The same goes with speech recognition. The bare minimum for satisfactory results is true 16bit, 16kHz audio data, but the better the audio data quality, the better speech recognition will work. To put this into context, professional sound recording, like that done in a studio, is recorded at 24bit, and 96kHz, and CD quality audio is 16bit, 44.1kHz.
The quality of the audio data transmitted through the PSTN, however, is way lower. It is typically 8bit, 8kHz compressed audio. The compression increases the capacity of the PSTN, but doesn’t do speech recognition any favors. Compressed audio loses a ton of data. It also cuts out background noise, which may sound like a benefit. But for speech recognition background noise is important for noise cancellation.
A virtual assistant, like Siri, doesn’t send audio over a network. The device captures the audio locally at a high quality with all the benefits of noise cancellation, too.

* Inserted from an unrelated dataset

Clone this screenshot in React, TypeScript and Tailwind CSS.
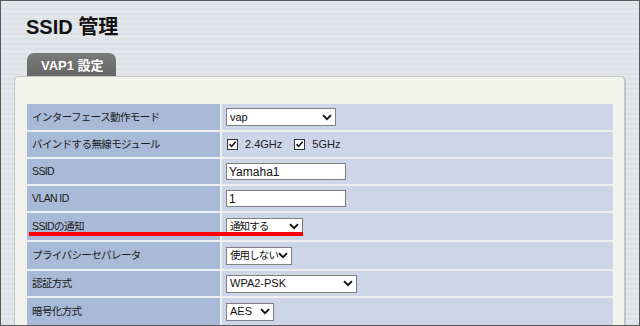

The audio-to-phoneme process occurs locally on the device as well. It’s just the digital phoneme data, which is 1s and 0s, that are sent back to the server for processing.
The limitations of the PSTN eliminates the feasibility of achieving true transcription on a typical handset. And certainly open-ended transcription is particularly complicated. Many transcription providers will either leave errors in the transcription, like what you may see in your visual voice mail. Others use a hybrid approach whereby machines do the bulk of the transcription and humans just correct the errors.
Choosing the Right Solution
The ease with which virtual assistants function these days makes natural language processing alluring to all kinds of companies. But understanding the financial implications for developing or incorporating that type of technology is vitally important. Of course, even the deepest pockets won’t be able to overcome the limitations of the PSTN for providing the necessary audio quality for NLP.
Fortunately, all is not lost for those concerned with providing stellar customer service. There are plenty of ways to create great voice applications that use ASR and defined grammars.